Trustees of the Amalgamated Ins. Fund v. McFarlin’s, Inc., 789 F.2d 98, 101 (2d Cir.1986) (citations omitted); see also United Trucking Serv., Inc. v. Trailer Rental Co., Inc. (In re United Trucking Serv., Inc.), 851 F.2d 159, 161 (6th Cir.1988) (purpose of ad*823ministrative expense provision “is to facilitate the rehabilitation of insolvent businesses by encouraging third parties to provide those businesses with necessary goods and services”). The above description of the purpose behind administrative expense priority illustrates precisely why the debts claimed by the PBGC should receive such priority. The money expended by the PBGC on behalf of the Debtors allowed them to remain in business, thereby providing them with an opportunity to rehabilitate themselves for the benefit of all creditors. Although hindsight may reveal now that the debts incurred by the Debtors to the Plan in fact were not “worth it,” in the sense that more money was lost by continued participation in the Plan than was gained by continued business operations, whether minimum funding contributions should be construed as administrative expenses should not turn on whether continued participation in a plan was good business judgment in a particular ease. Continued payment of ERISA obligations provided the Debtors with a chance at rehabilitation. Denying administrative expense priority whenever attempted rehabilitation proves to be too costly would undermine the goal of Congress to encourage solvent entities to help bankrupt debtors.
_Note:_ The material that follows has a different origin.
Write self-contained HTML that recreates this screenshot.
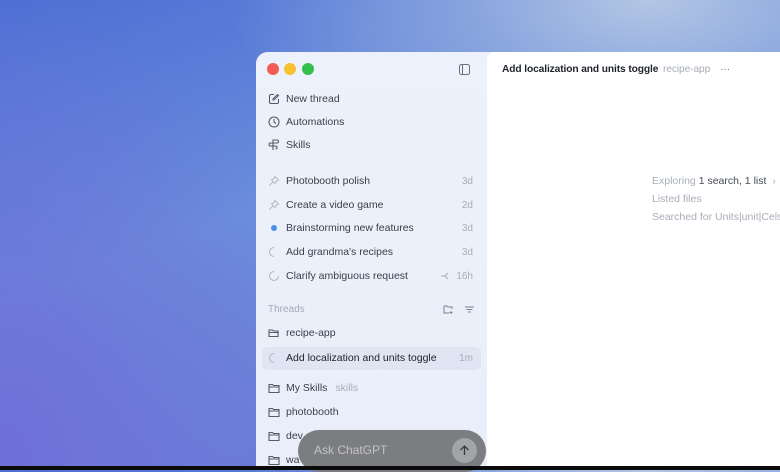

Although the PBGC is an unusual creditor because it has no choice but to step in and assume the obligations of a plan, denying priority to debts which the PBGC incurred by helping the Debtors remain in business is analytically unsound and creates precedent harmful to deserving creditors in other cases.
The continued and present ability of the debtor to participate in the fund, which allows a debtor to operate normally requires payment to PBGC in accordance with ERISA.
Accordingly, I would hold that the funding required by statute and regulation is a current and fixed cost of providing pension benefits.